A small idea that stayed
This started as a simple thought experiment while I was on a train, trying to pass time. I was thinking about how a 3D room could be represented in a way that is both spatially meaningful and computationally efficient. One idea led to another — from grids, to octrees, to memory layout — and eventually it connected to something I’ve been curious about for a while: spatial audio.
This is not a polished system, and not a novel contribution. It’s closer to a partially explored direction that I’ve tried to implement just enough so that it becomes inspectable. I’m sharing it in that spirit.
The core intuition
At a very basic level, the idea is to take a 3D room and turn it into something that the system can traverse efficiently.
Instead of treating space as continuous, I quantize it into a grid. That grid can be thought of as an octree (outlined in barebones-ml), where each cell represents a region in space. The interesting part comes when trying to store and traverse this efficiently.
If we naively store 3D data, we lose spatial locality in memory. So I experimented with mapping this 3D structure into a 1D layout using Morton (Z-order) encoding. The expectation here is simple: points that are near in 3D should, as much as possible, also be near in memory.
This becomes relevant when something moves through space — like a listener. If movement translates to predictable memory access patterns, then traversal and lookup become cheaper and more stable.
At this point, it was still just a spatial data experiment.
Where audio came in
The next step was: if I already have a notion of “where the listener is” in a structured space, can I make the system respond to it in a perceptible way?
That’s where spatial audio came in.
Instead of going into physically accurate simulation, I chose a simpler and more controllable approach: convolution with impulse responses (IRs). I used two different acoustic profiles — something like a cathedral and a corridor — and blended between them based on position.
So now the system does something intuitive:
As the listener moves through space, the sound changes — not just in volume (distance attenuation), but also in character (reverb profile).
This is inspired loosely by concepts like zones, portals, and blends used in game audio systems (e.g., Wwise), but implemented in a much simpler form.
What the system currently does
There are two main parts running together.
On one side, there is a spatial layer:
- A quantized 3D room
- Morton encoding to map it into 1D memory
- A listener position that moves through this space
On the other side, there is an audio engine:
- A looping audio source
- Distance-based attenuation
- Two FFT-based convolvers (for two IRs)
- A blend parameter that crossfades between them
- Wet/dry mixing
All runtime parameters are updated through a small atomic state structure, so the audio thread can run without locks (which could cause pops and stutters)
About the visualization
The current UI is not meant to be a product interface. It is more of an observability layer for the system.

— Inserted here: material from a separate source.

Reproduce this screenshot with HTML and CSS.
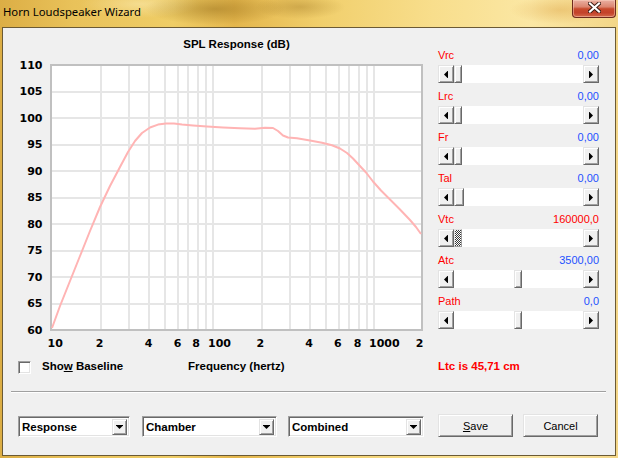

On the left, it shows spatial and memory-related details — including the Morton code and some basic octree stats.
On the right, it shows DSP-related parameters like wet level, decay, and convolution block size.
In the center, there is a simple 3D scene with two zones (cathedral and corridor) and a listener point moving inside them.
The idea is to make both the spatial logic and the audio response visible at the same time.
What I am unsure about
There are quite a few things here that I don’t fully understand or haven’t validated properly.
I am not sure how much the Morton layout is actually helping in this context, or if it is just an interesting but unnecessary abstraction at this stage.
The audio model is also simplified. Blending between two impulse responses works perceptually, but I don’t know how meaningful it is from a physical or acoustics standpoint.
The connection between spatial indexing and audio response is also quite loose right now. It works, but it’s not deeply integrated.
Even at the code level, there are parts — especially around the DSP pipeline and convolution setup — where I would appreciate a deeper review.
Why I am sharing this
I wanted to take this idea to a point where it is no longer just conceptual, but something that can be read, run, and questioned.
If you are someone who works with:
- audio systems or DSP
- spatial data structures
- real-time systems
- or even game/audio engine design
I would really appreciate your perspective.
Some questions I personally have:
- Does mapping space with Morton order make sense here, or is it premature?
- Is dual-IR blending a reasonable approximation for spatial transitions?
- Is there a better way to connect spatial structure to audio behavior?
Even a quick audit, critique, or direction would be helpful.
Closing
This is still a work in progress and very much an exploration. If nothing else, it helped me connect ideas from spatial data structures, memory layout, and audio processing in a single system.
If it sparks any thoughts or if something looks off, I’d be glad to discuss.